Eine Infektion mit Sars-CoV-2 macht nicht jeden Menschen krank. Einem Forscherteam von der University Sydney gelingt es, den Stoff zu identifizieren, der die Immunbarriere bildet. Er hilft auch bei anderen Erregern. Auf dieser Grundlage sind in Zukunft wirksame Medikamente denkbar.
Forscher haben einen Stoff in der Lunge entdeckt, der das Andocken von Sars-CoV-2 an menschliche Zellen hemmt. Das Team um Professor Greg Neely vom Charles Perkins Centre der University of Sydney identifizierte das besondere Eiweiß und benannte es mit LRRC15. Für die Forschenden ist denkbar, dass eine hohe Konzentration von LRRC15 die Mobilität des Sars-CoV-2 so weit einschränkt, dass Menschen nicht an dem Virus erkranken. Sollte sich das in weiteren Untersuchungen bestätigen lassen, dann wäre das Rätsel um die Covid-19-Immunität gelöst.

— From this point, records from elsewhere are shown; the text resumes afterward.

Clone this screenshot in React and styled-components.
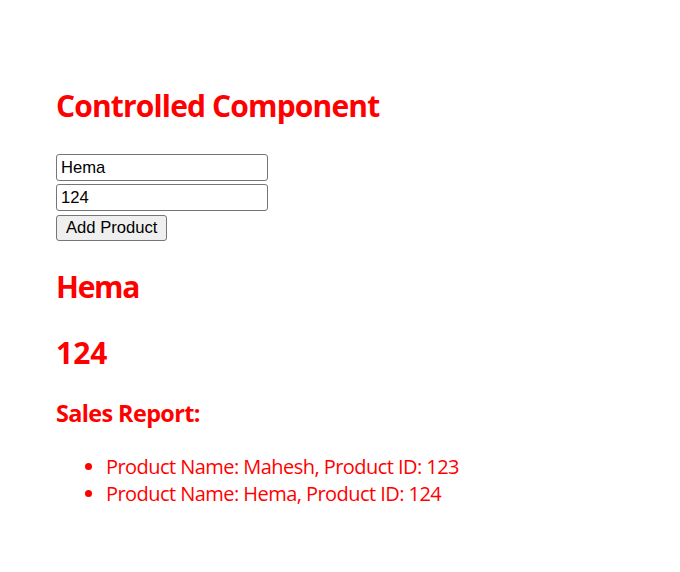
import React, { useState } from "react";
import styled, { createGlobalStyle } from "styled-components";

const GlobalStyle = createGlobalStyle`
  body {
    margin: 0;
    background: #ffffff;
    font-family: "Open Sans", "Noto Sans", sans-serif;
  }
`;

const Page = styled.div`
  padding: 86px 56px 40px;
  color: #ff0000;
`;

const Title = styled.h2`
  margin: 0;
  font-size: 30px;
  line-height: 40px;
  font-weight: 700;
  letter-spacing: -0.85px;
`;

const Form = styled.form`
  margin-top: 28px;
  display: flex;
  flex-direction: column;
  align-items: flex-start;
  gap: 3px;
`;

const Field = styled.input`
  box-sizing: border-box;
  width: 212px;
  height: 27px;
  margin: 0;
  padding: 0 4px;
  border: 1px solid #767676;
  border-radius: 3px;
  font-family: "Liberation Sans", Arial, sans-serif;
  font-size: 16.6px;
  color: #000000;
  background: #ffffff;
`;

const Button = styled.button`
  box-sizing: border-box;
  height: 26px;
  margin-top: 1px;
  padding: 0 9px;
  border: 1px solid #767676;
  border-radius: 3px;
  background: #efefef;
  font-family: "Liberation Sans", Arial, sans-serif;
  font-size: 16.6px;
  color: #000000;
`;

const Value = styled.h2`
  margin: 26px 0 0;
  font-size: 30px;
  line-height: 40px;
  font-weight: 700;
  letter-spacing: ${(p) => (p.$numeric ? "0" : "-1.3px")};
`;

const ReportTitle = styled.h3`
  margin: 25px 0 0;
  font-size: 23.4px;
  line-height: 31px;
  font-weight: 700;
  letter-spacing: -0.6px;
`;

const List = styled.ul`
  margin: 25px 0 0;
  padding-left: 50px;
`;

const Item = styled.li`
  font-size: 20px;
  line-height: 26.6px;
  letter-spacing: -0.55px;
`;

export default function App() {
  const [name, setName] = useState("Hema");
  const [id, setId] = useState("124");
  const [products, setProducts] = useState([
    { name: "Mahesh", id: "123" },
    { name: "Hema", id: "124" },
  ]);

  const addProduct = (e) => {
    e.preventDefault();
    setProducts([...products, { name, id }]);
  };

  return (
    <Page>
      <GlobalStyle />
      <Title>Controlled Component</Title>
      <Form onSubmit={addProduct}>
        <Field value={name} onChange={(e) => setName(e.target.value)} />
        <Field value={id} onChange={(e) => setId(e.target.value)} />
        <Button type="submit">Add Product</Button>
      </Form>
      <Value>{name}</Value>
      <Value $numeric>{id}</Value>
      <ReportTitle>Sales Report:</ReportTitle>
      <List>
        {products.map((p, i) => (
          <Item key={i}>
            Product Name: {p.name}, Product ID: {p.id}
          </Item>
        ))}
      </List>
    </Page>
  );
}
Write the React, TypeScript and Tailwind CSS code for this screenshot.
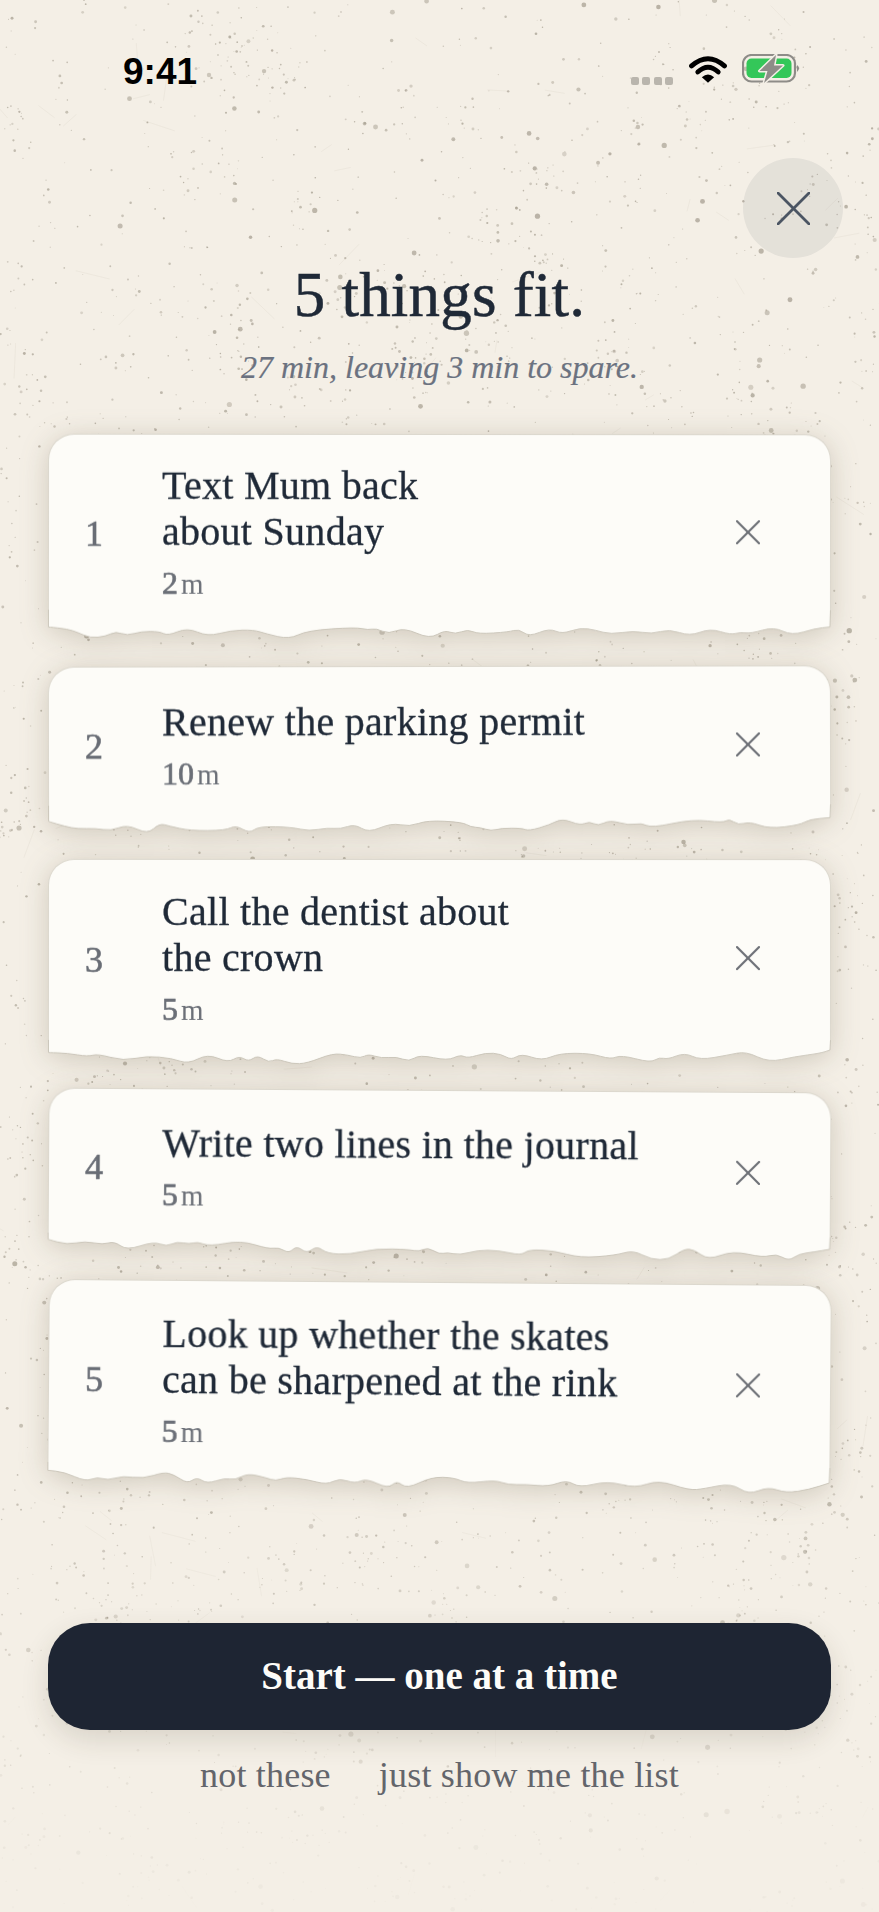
import React from "react";

function mulberry(seed: number) {
  return () => {
    seed |= 0;
    seed = (seed + 0x6d2b79f5) | 0;
    let t = Math.imul(seed ^ (seed >>> 15), 1 | seed);
    t = (t + Math.imul(t ^ (t >>> 7), 61 | t)) ^ t;
    return ((t ^ (t >>> 14)) >>> 0) / 4294967296;
  };
}

function fade(y: number) {
  if (y < 1450) return 1;
  if (y > 1900) return 0.1;
  return 1 - ((y - 1450) / 450) * 0.9;
}

function Speckle() {
  const r = mulberry(41);
  const centers = Array.from({ length: 320 }, () => ({ x: r() * 879, y: r() * 1912 }));
  const dots = Array.from({ length: 5200 }, () => {
    const big = r();
    const clustered = r() < 0.45;
    const c = centers[Math.floor(r() * centers.length)];
    return {
      x: clustered ? c.x + (r() - 0.5) * 46 : r() * 879,
      y: clustered ? c.y + (r() - 0.5) * 46 : r() * 1912,
      r: big > 0.95 ? 1.6 + r() * 1.1 : big > 0.6 ? 0.9 + r() * 0.6 : 0.45 + r() * 0.45,
      o: 0.26 + r() * 0.3,
    };
  });
  const lines = Array.from({ length: 110 }, () => {
    const a = r() * Math.PI * 2;
    const l = 10 + r() * 26;
    const x = r() * 879;
    const y = r() * 1912;
    return { x, y, x2: x + Math.cos(a) * l, y2: y + Math.sin(a) * l };
  });
  return (
    <svg className="absolute inset-0 pointer-events-none blur-[0.5px]" width="879" height="1912" viewBox="0 0 879 1912">
      {lines.map((l, i) => (
        <line key={i} x1={l.x} y1={l.y} x2={l.x2} y2={l.y2} stroke="#b5ac9a" strokeWidth="0.6" opacity={0.18 * fade(l.y)} />
      ))}
      {dots.map((d, i) => (
        <circle key={i} cx={d.x} cy={d.y} r={d.r} fill="#8a8272" opacity={d.o * fade(d.y)} />
      ))}
    </svg>
  );
}

const edges: number[][] = [
  [17,52,55,58,75,68,100,85,130,80,150,65,172,78,200,65,235,65,252,78,290,54,330,80,375,62,420,60,445,72,490,88,525,62,620,52,645,60,660,55,685,72,715,53,765,87,795,60,815,73,840,58,860,72,920,66,940,57,960,80,1000,55,1025,72,1060,53,1090,60,1120,73,1165,62,1200,72,1235,57,1275,78,1315,55,1355,74,1375,66,1395,70,1440,50,1475,76,1520,55,1548,50],
  [17,47,50,62,75,70,110,68,140,76,172,57,212,86,235,54,255,62,295,76,365,75,385,60,412,84,430,63,495,66,528,78,565,68,590,72,618,57,645,83,690,54,725,65,760,46,830,52,845,66,865,68,885,78,905,70,945,70,960,78,1000,60,1025,41,1060,62,1078,50,1095,64,1118,46,1155,62,1180,55,1200,70,1280,44,1340,55,1352,43,1370,62,1392,52,1430,73,1490,62,1510,45,1548,40],
  [17,38,55,40,95,50,115,42,165,63,210,48,260,55,292,72,330,42,370,68,392,48,410,65,428,46,450,68,465,56,495,72,525,70,575,40,605,45,630,55,645,42,670,55,700,50,725,65,745,44,800,62,825,44,840,55,875,38,905,42,925,60,945,41,985,62,1020,40,1080,40,1120,58,1140,45,1198,68,1215,52,1232,58,1265,38,1295,60,1350,45,1385,34,1430,67,1480,50,1530,40,1548,30],
  [17,20,55,36,90,25,125,35,148,25,172,52,225,25,250,40,270,25,295,32,310,25,335,38,395,20,450,45,470,40,490,58,505,35,525,58,545,35,565,58,610,60,660,42,725,44,745,50,762,37,785,58,800,52,825,60,860,45,900,45,945,60,960,42,1010,45,1060,66,1130,58,1165,42,1200,70,1235,70,1265,37,1285,40,1312,70,1360,42,1420,62,1445,50,1470,72,1490,50,1520,44,1548,36],
  [17,25,50,30,92,58,115,44,135,54,165,40,205,48,245,28,265,35,292,62,310,42,330,62,365,44,385,50,410,30,445,42,465,52,485,40,525,46,565,62,590,42,620,58,642,42,685,72,702,48,722,72,770,36,815,38,840,55,895,44,920,58,955,56,1000,62,1035,42,1060,65,1115,44,1170,65,1215,40,1275,70,1305,65,1358,48,1392,82,1430,58,1465,76,1510,65,1548,45],
];

const W = 783;

function Torn({ pts }: { pts: number[] }) {
  const p: [number, number][] = [];
  for (let i = 0; i < pts.length; i += 2) p.push([(pts[i] - 17) / 1.96, pts[i + 1] / 3]);
  p[p.length - 1][0] = W - 1;
  let d = `M0.5 0 L0.5 ${p[0][1]}`;
  for (let i = 0; i < p.length - 1; i++) {
    const mx = (p[i][0] + p[i + 1][0]) / 2;
    const my = (p[i][1] + p[i + 1][1]) / 2;
    d += ` Q${p[i][0].toFixed(1)} ${p[i][1].toFixed(1)} ${mx.toFixed(1)} ${my.toFixed(1)}`;
  }
  d += ` L${W - 1} ${p[p.length - 1][1].toFixed(1)} L${W - 0.5} 0`;
  return (
    <svg className="block -mt-px" width={W} height="35" viewBox={`0 0 ${W} 35`}>
      <path d={`${d} Z`} fill="#fdfcf8" stroke="none" />
      <path d={d} fill="none" stroke="#cbc6ba" strokeWidth="1" />
    </svg>
  );
}

function XIcon({ size, color, width }: { size: number; color: string; width: number }) {
  return (
    <svg width={size} height={size} viewBox={`0 0 ${size} ${size}`} fill="none" stroke={color} strokeWidth={width} strokeLinecap="round">
      <line x1="1" y1="1" x2={size - 1} y2={size - 1} />
      <line x1={size - 1} y1="1" x2="1" y2={size - 1} />
    </svg>
  );
}

type Item = { n: number; lines: string[]; mins: string; rot: string; h: string; mb: string; numY: string; xY: string; textY: string; edge: number };

const items: Item[] = [
  { n: 1, lines: ["Text Mum back", "about Sunday"], mins: "2", rot: "rotate-[0.05deg]", h: "h-[177px]", mb: "mb-[21px]", numY: "mt-[22px]", xY: "mt-[18px]", textY: "mt-[16px]", edge: 0 },
  { n: 2, lines: ["Renew the parking permit"], mins: "10", rot: "-rotate-[0.1deg]", h: "h-[140px]", mb: "mb-[19px]", numY: "mt-[19px]", xY: "mt-[17px]", textY: "mt-[14px]", edge: 1 },
  { n: 3, lines: ["Call the dentist about", "the crown"], mins: "5", rot: "rotate-[0.02deg]", h: "h-[182px]", mb: "mb-[15px]", numY: "mt-[19px]", xY: "mt-[15px]", textY: "mt-[12px]", edge: 2 },
  { n: 4, lines: ["Write two lines in the journal"], mins: "5", rot: "rotate-[0.35deg]", h: "h-[146px]", mb: "mb-[12px]", numY: "mt-[11px]", xY: "mt-[14px]", textY: "mt-[7px]", edge: 3 },
  { n: 5, lines: ["Look up whether the skates", "can be sharpened at the rink"], mins: "5", rot: "rotate-[0.45deg]", h: "h-[184px]", mb: "mb-[123px]", numY: "mt-[15px]", xY: "mt-[17px]", textY: "mt-[12px]", edge: 4 },
];

function Card({ it }: { it: Item }) {
  return (
    <div className={`w-[783px] ${it.mb} ${it.rot} drop-shadow-[0_4px_14px_rgba(90,78,55,0.24)]`}>
      <div className={`${it.h} flex items-center bg-[#fdfcf8] rounded-t-[26px] border-x border-t border-[#dcd8ce]`}>
        <div className={`w-[113px] pr-[23px] text-center shrink-0 text-[36px] leading-[40px] text-[#696d75] [-webkit-text-stroke:0.6px_#696d75] ${it.numY}`}>{it.n}</div>
        <div className={`flex-1 ${it.textY}`}>
          <div className="text-[40px] leading-[46px] tracking-[0.28px] text-[#1f2937] [-webkit-text-stroke:0.3px_#1f2937]">
            {it.lines.map((l) => (
              <div key={l}>{l}</div>
            ))}
          </div>
          <div className="mt-[12px] h-[32px] flex items-baseline text-[#6b6f77] leading-[32px]">
            <span className="text-[32px] [-webkit-text-stroke:0.7px_#6b6f77]">{it.mins}</span>
            <span className="ml-[3px] text-[29px]">m</span>
          </div>
        </div>
        <div className={`w-[24px] mr-[70px] shrink-0 ${it.xY}`}>
          <XIcon size={24} color="#6d7076" width={2.2} />
        </div>
      </div>
      <Torn pts={edges[it.edge]} />
    </div>
  );
}

export default function App() {
  return (
    <div className="relative w-[879px] h-[1912px] overflow-hidden bg-[#f4efe6] font-['Liberation_Serif',serif]">
      <Speckle />
      <div className="relative flex flex-col items-center">
        <div className="w-full h-[158px] pt-[50px] pl-[123px] pr-[77px] flex justify-between items-start">
          <div className="font-['Liberation_Sans',sans-serif] font-bold text-[37px] leading-[44px] text-black">9:41</div>
          <div className="flex items-start pt-[5px]">
            <div className="flex gap-[3.5px] mt-[22px] mr-[16px]">
              <div className="w-[8px] h-[8px] rounded-[2px] bg-[#b9b5ad]" />
              <div className="w-[8px] h-[8px] rounded-[2px] bg-[#b9b5ad]" />
              <div className="w-[8px] h-[8px] rounded-[2px] bg-[#b9b5ad]" />
              <div className="w-[8px] h-[8px] rounded-[2px] bg-[#b9b5ad]" />
            </div>
            <svg width="38" height="28" viewBox="0 0 37 27" className="mr-[15px]">
              <path d="M2.5 10.5 Q18.5 -3.5 34.5 10.5" fill="none" stroke="#000" strokeWidth="4.8" strokeLinecap="round" />
              <path d="M8.5 16.5 Q18.5 7 28.5 16.5" fill="none" stroke="#000" strokeWidth="4.6" strokeLinecap="round" />
              <path d="M12.5 21.5 Q18.5 16 24.5 21.5 L18.5 27 Z" fill="#000" />
            </svg>
            <svg width="60" height="30" viewBox="0 0 60 30" className="-mt-[1px]">
              <rect x="1" y="1" width="52" height="26.5" rx="8.5" fill="none" stroke="#8e8c88" strokeWidth="2.2" />
              <rect x="4.5" y="4.5" width="45" height="19.5" rx="5" fill="#34c759" />
              <path d="M55 11 Q59 14 55 18 Z" fill="#8e8c88" />
              <path d="M34 1 L17.5 17 L25.5 17 L22 29 L41 11.5 L32 11.5 Z" fill="#8e8c88" stroke="#f4efe6" strokeWidth="3" paintOrder="stroke" strokeLinejoin="round" />
            </svg>
          </div>
        </div>
        <div className="w-full flex justify-end pr-[36px]">
          <div className="w-[100px] h-[100px] rounded-full bg-[#1f2937]/[0.07] flex items-center justify-center">
            <XIcon size={33} color="#4b5563" width={2.8} />
          </div>
        </div>
        <h1 className="h-[72px] mt-[1px] text-[63px] leading-[72px] tracking-[0.2px] text-[#1f2937] [-webkit-text-stroke:0.5px_#1f2937]">5 things fit.</h1>
        <p className="mt-[18px] h-[36px] text-[32px] leading-[36px] italic text-[#6b7280] [-webkit-text-stroke:0.2px_#6b7280]">27 min, leaving 3 min to spare.</p>
        <div className="mt-[49px] flex flex-col">
          {items.map((it) => (
            <Card key={it.n} it={it} />
          ))}
        </div>
        <button className="w-[783px] h-[107px] rounded-[42px] bg-[#1e2533] text-[#fdfcf8] text-[39px] font-bold shadow-[0_10px_28px_rgba(60,50,30,0.14)]">
          Start — one at a time
        </button>
        <div className="mt-[25px] flex gap-[48px] text-[36px] leading-[40px] tracking-[0.2px] text-[#63656b]">
          <span>not these</span>
          <span>just show me the list</span>
        </div>
      </div>
    </div>
  );
}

Das Team hatte für die Untersuchung mit einer bestimmten Methode der Genomik zunächst menschliche Zellen nach Proteinen untersucht, an die das Coronavirus binden kann. So stießen sie auf das Rezeptorprotein LRRC15. Dieses befindet sich in Lungen von Personen, die an Covid-19 oder anderen Krankheiten gestorben sind. Bei Menschen, die keine viralen Infektionen hatten, fand das Forscherteam hingegen auch keine Hinweise auf LRRC15. Sie gehen deshalb davon aus, dass diese Rezeptorprotein einen neuen Teil der Immunbarriere bildet, die zum Schutz vor einer schweren Covid-19-Infektion beiträgt und gleichzeitig die antivirale Reaktion des Körpers aktiviert.
Die Forschenden gehen davon aus, dass entweder nicht genug LRRC15 oder, dass es nicht rechtzeitig genug vom Körper gebildet wurde, um die Infektion in Schach zu halten. „Wenn wir uns die Lungen von Patienten ansehen, die an Covid gestorben sind, gibt es viel von diesem Protein“, sagte Neely laut „The Guardian“. „Aber wir konnten uns die Lungen von Patienten, die Covid überlebt haben, nicht ansehen, da eine Lungenbiopsie bei lebenden Menschen nicht so einfach durchzuführen ist. Wir sind aber sehr sicher, dass Überlebende mehr von diesem Protein haben als diejenigen, die an Covid gestorben sind.“ LRRC15 wird normalerweise stark in Geweben exprimiert, die wichtige Immunbarrieren wie die Plazenta, die Haut und verschiedene Lymphgefäße bilden.
In einer früheren Studie von Wissenschaftlerinnen und Wissenschaftlern aus London, die Blutproben auf LRRC15 untersuchten, kamen die Forschenden zu dem Schluss, dass das Protein im Blut bei Patienten mit schwerem Covid-19 niedriger war als bei Patienten mit mildem Covid. Diese Erkenntnis stützt die Theorie der Forschungsteams in Sydney. „Unsere Daten deuten darauf hin, dass höhere LRRC15-Spiegel dazu führen, dass Menschen weniger schwere Krankheitsverläufe haben“, wird Neely weiter zitiert.
„Die Tatsache, dass es diesen natürlichen Immunrezeptor gibt, von dem wir nicht wussten, dass er unsere Lungen auskleidet und Viren blockiert und kontrolliert, ist wahnsinnig interessant.“ LRRC15 wirkt ein bisschen wie ein molekularer Klettverschluss, indem es an der Spitze des Virus haftet und es dann von den Zielzelltypen wegzieht“, erklärt Dr. Lipin Loo, der ebenfalls an der Untersuchung beteiligt war.
Mit den Erkenntnissen könnten in Zukunft breit wirkende Medikamente gegen verschiedene virale Krankheitserreger entwickelt werden. Doch bis dahin müssen weitere Untersuchungen dazu durchgeführt werden. Die Ergebnisse der Untersuchung wurden in der aktuellen Zeitschrift „PLOS Biology“ veröffentlicht.